[STATED PROBLEM]
Say how many lines contain "React", using only the number.

[GIVEN INFORMATION]
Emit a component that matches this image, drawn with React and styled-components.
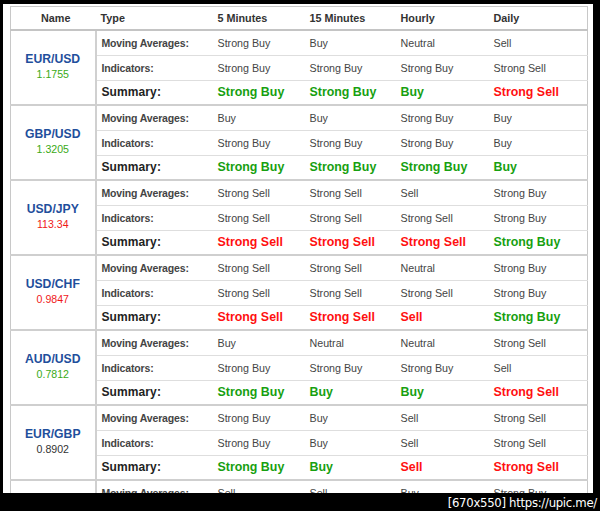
import React from "react";
import styled, { createGlobalStyle } from "styled-components";

const GlobalStyle = createGlobalStyle`
  html, body {
    margin: 0;
    padding: 0;
    background: #000;
  }
  body {
    font-family: "Liberation Sans", Arial, sans-serif;
  }
`;

const GREEN = "#17a010";
const RED = "#ff1010";

const rows = [
  {
    pair: "EUR/USD",
    price: "1.1755",
    priceColor: "#3aaa16",
    ma: ["Strong Buy", "Buy", "Neutral", "Sell"],
    ind: ["Strong Buy", "Strong Buy", "Strong Buy", "Strong Sell"],
    sum: ["Strong Buy", "Strong Buy", "Buy", "Strong Sell"],
  },
  {
    pair: "GBP/USD",
    price: "1.3205",
    priceColor: "#3aaa16",
    ma: ["Buy", "Buy", "Strong Buy", "Buy"],
    ind: ["Strong Buy", "Strong Buy", "Strong Buy", "Buy"],
    sum: ["Strong Buy", "Strong Buy", "Strong Buy", "Buy"],
  },
  {
    pair: "USD/JPY",
    price: "113.34",
    priceColor: "#f01818",
    ma: ["Strong Sell", "Strong Sell", "Sell", "Strong Buy"],
    ind: ["Strong Sell", "Strong Sell", "Strong Sell", "Strong Buy"],
    sum: ["Strong Sell", "Strong Sell", "Strong Sell", "Strong Buy"],
  },
  {
    pair: "USD/CHF",
    price: "0.9847",
    priceColor: "#f01818",
    ma: ["Strong Sell", "Strong Sell", "Neutral", "Strong Buy"],
    ind: ["Strong Sell", "Strong Sell", "Strong Sell", "Strong Buy"],
    sum: ["Strong Sell", "Strong Sell", "Sell", "Strong Buy"],
  },
  {
    pair: "AUD/USD",
    price: "0.7812",
    priceColor: "#3aaa16",
    ma: ["Buy", "Neutral", "Neutral", "Strong Sell"],
    ind: ["Strong Buy", "Strong Buy", "Strong Buy", "Sell"],
    sum: ["Strong Buy", "Buy", "Buy", "Strong Sell"],
  },
  {
    pair: "EUR/GBP",
    price: "0.8902",
    priceColor: "#333",
    ma: ["Strong Buy", "Buy", "Sell", "Strong Sell"],
    ind: ["Strong Buy", "Buy", "Sell", "Strong Sell"],
    sum: ["Strong Buy", "Buy", "Sell", "Strong Sell"],
  },
  {
    pair: "USD/CAD",
    price: "1.2510",
    priceColor: "#3aaa16",
    ma: ["Sell", "Sell", "Buy", "Strong Buy"],
    ind: ["Sell", "Sell", "Neutral", "Strong Buy"],
    sum: ["Sell", "Sell", "Buy", "Strong Buy"],
  },
];

const signalColor = (v) => {
  if (v.includes("Buy")) return GREEN;
  if (v.includes("Sell")) return RED;
  return "#333";
};

const Screen = styled.div`
  width: 600px;
  height: 511px;
  display: flex;
  flex-direction: column;
  background: #000;
  overflow: hidden;
`;

const Viewer = styled.div`
  height: 487px;
  flex-shrink: 0;
  margin: 4px 7px 0 3px;
  background: #fff;
  overflow: hidden;
  padding: 2px 6px 0 7px;
`;

const Caption = styled.div`
  height: 20px;
  display: flex;
  justify-content: flex-end;
  align-items: center;
  padding-right: 3px;
  color: #fff;
  font-family: "DejaVu Sans Condensed", "DejaVu Sans", sans-serif;
  font-size: 13px;
  letter-spacing: -0.3px;
`;

const Table = styled.table`
  width: 577px;
  table-layout: fixed;
  border-collapse: collapse;
  border: 1px solid #c8c8c8;
  color: #444;
`;

const HeadCell = styled.th`
  height: 22px;
  padding: 0 0 0 5px;
  text-align: ${(p) => (p.$center ? "center" : "left")};
  font-size: 10.8px;
  font-weight: bold;
  color: #333;
  border-bottom: 2px solid #c4c4c4;
`;

const NameCell = styled.td`
  text-align: center;
  vertical-align: middle;
  border-right: 2px solid #d0d0d0;
  border-bottom: 2px solid #cfcfcf;
  padding: 0 0 2px;
`;

const Pair = styled.div`
  color: #1f4f9c;
  font-weight: bold;
  font-size: 12.2px;
  line-height: 15px;
`;

const Price = styled.div`
  color: ${(p) => p.$color};
  font-size: 10.6px;
  line-height: 14px;
`;

const Row = styled.tr`
  height: 25px;
  border-bottom: ${(p) => (p.$last ? "2px solid #cfcfcf" : "1px solid #dedede")};
`;

const Label = styled.td`
  padding: 0 0 0 5px;
  font-weight: bold;
  white-space: nowrap;
  color: ${(p) => (p.$summary ? "#222" : "#444")};
  font-size: ${(p) => (p.$summary ? "12px" : "10.5px")};
  letter-spacing: ${(p) => (p.$summary ? "0.1px" : "-0.15px")};
`;

const Value = styled.td`
  padding: 0 0 0 5px;
  white-space: nowrap;
  font-size: 10.7px;
  color: #444;
`;

const SummaryValue = styled.td`
  padding: 0 0 0 5px;
  white-space: nowrap;
  font-size: 12.4px;
  font-weight: bold;
  color: ${(p) => p.$color};
`;

const App = () => (
  <Screen>
    <GlobalStyle />
    <Viewer>
      <Table>
        <colgroup>
          <col style={{ width: 85 }} />
          <col style={{ width: 117 }} />
          <col style={{ width: 92 }} />
          <col style={{ width: 91 }} />
          <col style={{ width: 93 }} />
          <col style={{ width: 99 }} />
        </colgroup>
        <thead>
          <tr>
            <HeadCell $center>Name</HeadCell>
            <HeadCell>Type</HeadCell>
            <HeadCell>5 Minutes</HeadCell>
            <HeadCell>15 Minutes</HeadCell>
            <HeadCell>Hourly</HeadCell>
            <HeadCell>Daily</HeadCell>
          </tr>
        </thead>
        <tbody>
          {rows.map((r) => (
            <React.Fragment key={r.pair}>
              <Row>
                <NameCell rowSpan={3}>
                  <Pair>{r.pair}</Pair>
                  <Price $color={r.priceColor}>{r.price}</Price>
                </NameCell>
                <Label>Moving Averages:</Label>
                {r.ma.map((v, i) => (
                  <Value key={i}>{v}</Value>
                ))}
              </Row>
              <Row>
                <Label>Indicators:</Label>
                {r.ind.map((v, i) => (
                  <Value key={i}>{v}</Value>
                ))}
              </Row>
              <Row $last>
                <Label $summary>Summary:</Label>
                {r.sum.map((v, i) => (
                  <SummaryValue key={i} $color={signalColor(v)}>
                    {v}
                  </SummaryValue>
                ))}
              </Row>
            </React.Fragment>
          ))}
        </tbody>
      </Table>
    </Viewer>
    <Caption>[670x550] https://upic.me/</Caption>
  </Screen>
);

export default App;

[EXPECTED ANSWER]
4